Based on what you describe you need to be aware of 2 things:
1. Having a previous offer accepted is meaningless. You do not step into that buyers shoes. In practice the complete process starts over anew with your offer.
2. You and both agents are treading on very thin ice in the way you are modifying your offer to get payoffs to the 2nd lender and the HOA. This is potentially fraud against the 1st lender and I strongly advise you personally to consult a real estate attorney before going ahead with this strategy.
From what you say, it seems more likely than not that you will be successful. The second buyer is in a much better position than the first. However, I wouldn't assume that the bank will easily agree to pay off the HOA and the 2nd.

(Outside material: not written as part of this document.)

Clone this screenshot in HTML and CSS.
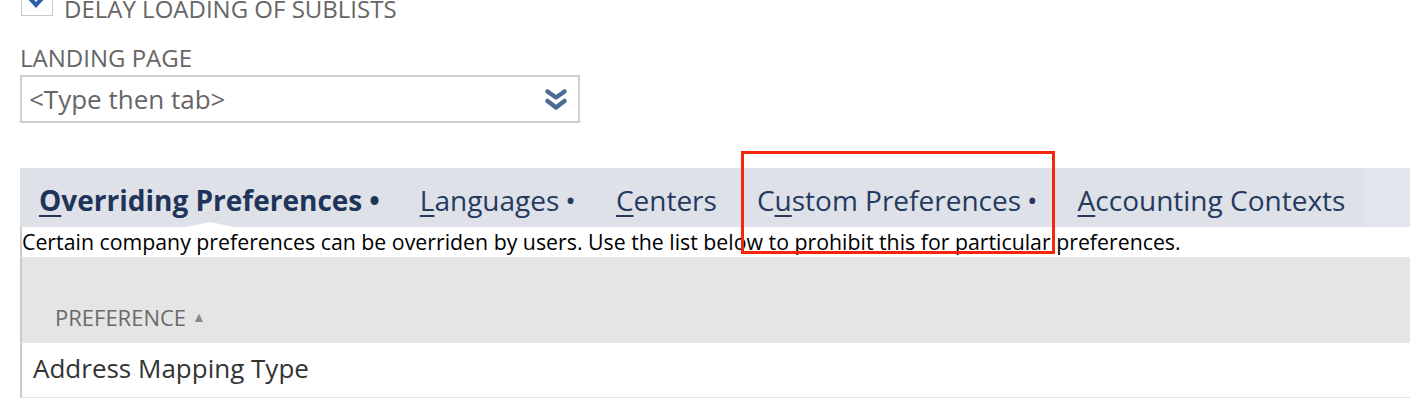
FILE: index.html
```html
<!DOCTYPE html>
<html lang="en">
<head>
    <meta charset="UTF-8">
    <meta name="viewport" content="width=device-width, initial-scale=1.0">
    <title>Set Preferences</title>
    <link rel="stylesheet" href="styles.css">
</head>
<body>
    <div class="page">
        <div class="check-row">
            <span class="checkbox">
                <svg width="32" height="32" viewBox="0 0 32 32"><path d="M5 13 L15 24 L27 11 L23 9 L15 18 L9 10 Z" fill="#2c5ea6"/></svg>
            </span>
            <span class="check-label">DELAY LOADING OF SUBLISTS</span>
        </div>

        <div class="field">
            <label class="field-label">LANDING PAGE</label>
            <div class="select-box">
                <span class="placeholder">&lt;Type then tab&gt;</span>
                <svg class="chevrons" width="24" height="24" viewBox="0 0 24 24">
                    <path d="M3.5 3.5 L12 9.5 L20.5 3.5" fill="none" stroke="#4c6b94" stroke-width="4.5" stroke-linejoin="round" stroke-linecap="round"/>
                    <path d="M3.5 13 L12 19.5 L20.5 13" fill="none" stroke="#4c6b94" stroke-width="4.5" stroke-linejoin="round" stroke-linecap="round"/>
                </svg>
            </div>
        </div>

        <div class="tab-strip">
            <div class="tabs">
                <a class="tab active"><u>O</u>verriding Preferences<span class="dot">•</span></a>
                <a class="tab"><u>L</u>anguages<span class="dot">•</span></a>
                <a class="tab"><u>C</u>enters</a>
                <a class="tab">C<u>u</u>stom Preferences<span class="dot">•</span></a>
                <a class="tab"><u>A</u>ccounting Contexts</a>
            </div>
        </div>

        <div class="tab-body">
            <p class="help">Certain company preferences can be overriden by users. Use the list below to prohibit this for particular preferences.</p>
            <div class="list">
                <div class="list-head">
                    <span>PREFERENCE</span>
                    <span class="sort">▲</span>
                </div>
                <div class="list-row">Address Mapping Type</div>
            </div>
        </div>

        <div class="highlight"></div>
    </div>
</body>
</html>
```

FILE: styles.css
```css
body {
    font-family: "Open Sans", "Liberation Sans", sans-serif;
    background-color: #ffffff;
    margin: 0;
    overflow: hidden;
}
.page {
    position: relative;
    padding-left: 20px;
}
.check-row {
    display: flex;
    align-items: flex-end;
    gap: 11px;
    margin-top: -16px;
}
.checkbox {
    width: 32px;
    height: 32px;
    border: 1px solid #c8c8c8;
    box-sizing: border-box;
    display: block;
    margin-left: 1px;
}
.checkbox svg {
    display: block;
    margin: -1px;
}
.check-label {
    font-size: 24px;
    line-height: 18px;
    color: #666666;
    margin-bottom: -2px;
}
.field {
    margin-top: 28px;
}
.field-label {
    display: block;
    font-size: 24px;
    line-height: 28px;
    color: #666666;
}
.select-box {
    width: 539px;
    height: 44px;
    border: 2px solid #cfcfcf;
    display: flex;
    align-items: center;
    justify-content: space-between;
    padding: 0 10px 0 7px;
    margin-top: 3px;
}
.placeholder {
    font-size: 26px;
    color: #666666;
}
.chevrons {
    display: block;
    margin-top: 1px;
}
.tab-strip {
    margin-top: 45px;
    background-color: #e1e6ee;
    height: 59px;
}
.tabs {
    display: inline-flex;
    background-color: #dee1e8;
    height: 59px;
}
.tab {
    font-size: 28px;
    color: #253a5e;
    padding: 5px 20px 0;
    position: relative;
    line-height: 54px;
    white-space: nowrap;
}
.tab .dot {
    margin-left: 6px;
}
.tab u {
    text-decoration-thickness: 2px;
    text-underline-offset: 4px;
}
.tab.active {
    font-weight: bold;
    color: #1f3459;
    padding-left: 19px;
}
.tab.active .dot {
    margin-left: 7px;
}
.tab.active::after {
    content: "";
    position: absolute;
    bottom: 0;
    left: 50%;
    margin-left: -24px;
    border-left: 24px solid transparent;
    border-right: 24px solid transparent;
    border-bottom: 5px solid #ffffff;
}
.tab-body {
    border-left: 2px solid #cccccc;
}
.help {
    margin: 0;
    font-size: 21.3px;
    color: #000000;
    line-height: 30px;
}
.list-head {
    background-color: #e5e5e5;
    height: 86px;
    display: flex;
    align-items: flex-end;
    gap: 6px;
    padding: 0 0 14px 33px;
    box-sizing: border-box;
    font-size: 22px;
    line-height: 24px;
    color: #6a6a6a;
}
.list-head .sort {
    font-size: 14px;
    line-height: 14px;
    color: #8a8a8a;
    padding-bottom: 5px;
}
.list-row {
    height: 54px;
    line-height: 50px;
    padding-left: 11px;
    font-size: 26px;
    color: #333333;
    border-bottom: 1px solid #e2e2e2;
}
.highlight {
    position: absolute;
    left: 741px;
    top: 167px;
    width: 308px;
    height: 97px;
    border: 3px solid #f5260b;
}
```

Another thing concerns me; why did the escrow company deposit your check? If you had used the Short Sale Addendum (CAR form SSA), you would have had the opportunity for your agent to hold the check uncashed until final bank approval, instead of when the seller accepts. Another matter that this form addresses is when the contingency periods start. Your contingencies may need to be removed prior to final bank approval. Your deposit could become at risk.
Another good sign is if the seller's agent has good access to the bank negotiators. That agent is really another advocate for you and for the deal to go through.